As the first town we visit in Peru, Puno makes a good impression. It’s not very spectacular over-all but has a nice atmosphere to it and a very cozy central tourist street with a deluge of Pizza restaurants.
The central mercado’s meat market (below) below and more (above)…
The tourist restaurants are obviously costlier so we find other alternatives, a notable one being the BBQ grill restaurant La Parrilla Del Zorro, on Lambayaqua just off the end of the tourist strip. Here we have our first good meal in Peru and get introduced to the popular TV show “Yo Soy”, something like a take on X-Factor with the contestants trying to pull off the best impersonations of famous music stars. Quite a laugh. (Must add that the second day the food there wasn’t as good though.)

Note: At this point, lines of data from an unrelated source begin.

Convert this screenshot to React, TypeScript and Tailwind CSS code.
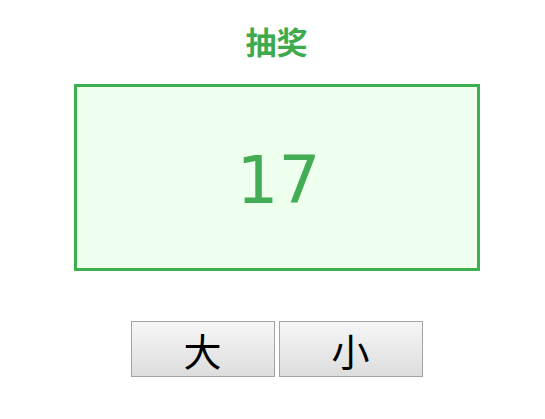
export default function App() {
  return (
    <div className="flex min-h-[419px] w-full flex-col items-center bg-white pl-[8px] font-['DejaVu_Sans','Noto_Sans_CJK_SC',sans-serif]">
      <h1 className="mt-[24px] text-[31px] font-bold leading-[38px] text-[#3daa4d]">抽奖</h1>
      <div className="mt-[22px] flex h-[187px] w-[406px] items-center justify-center border-[3px] border-[#3daf4f] bg-[#efffee] pl-[4px] pt-[6px]">
        <span className="text-[66px] leading-none text-[#43ad55]">17</span>
      </div>
      <div className="mt-[50px] flex gap-[4px]">
        {['大', '小'].map((label) => (
          <button
            className="flex h-[56px] w-[144px] items-center justify-center border border-[#a3a3a3] bg-gradient-to-b from-[#f6f6f6] to-[#dddddd] text-[38px] text-black font-['Noto_Sans_CJK_SC',sans-serif]"
            key={label}
            type="button"
          >
            {label}
          </button>
        ))}
      </div>
    </div>
  )
}
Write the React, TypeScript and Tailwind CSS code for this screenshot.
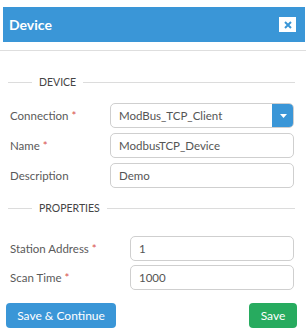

Tumi Hostal (40PEN/dbl, wifi, Jr. Cajamarca 243), where we stay, has spacious rooms and lets us park the bike inside the lobby. They also organize tours for apparently no fee. But the USP here seems to be that they serve hot coca leaf tea in the mornings. 😉
Through them, we book a lake Titicaca tour to the Islas Flotadas (Floating Islands), which are reed-bed islands created and inhabited by the indigenous pre-Incan Uros people. The pickups, drop-offs, boat trip and guide are well organized, it’s informative and at 20PEN/pp, it’s reasonably priced. It’s interesting to see the ingenuity of yet another people and the eccentric way they live out here. However, the tour is – of course – very touristy and tries to turn you into a cash cow along the way, and the local inhabitants into circus exhibits.
They spring the “option” of a 5 minute ride in their reed-boats on us for a “donation of your choosing”. When handing the rowers a 20PEN (about 7USD) for the two of us they tell me I have to pay 20PEN for each! I don’t of course – do they think money grows on reeds??) Needless to say this annoys me personally and it spoils the experience. No more tours, we promise ourselves.
Nevertheless: Puno is a nice little town to walk around and people we encounter seem to be friendly and helpful. Not at all as scary as we’d expected after having read the “Dangers and Annoyances” sections of a few Peru travel guides. There is a nice central market and there are various interesting stores around selling things like nuts and chocolate, clothing and other stuff. I manage to finally find myself a good little pocket notebook to keep a better drive log in.
Puno is a warm welcome into the country for us and bodes well for the future. Our original plan is to buzz through Peru at speed, just visit some of the main attractions (notable Machu Picchu) and avoid the danger, but if it continues like this we might end up taking our time.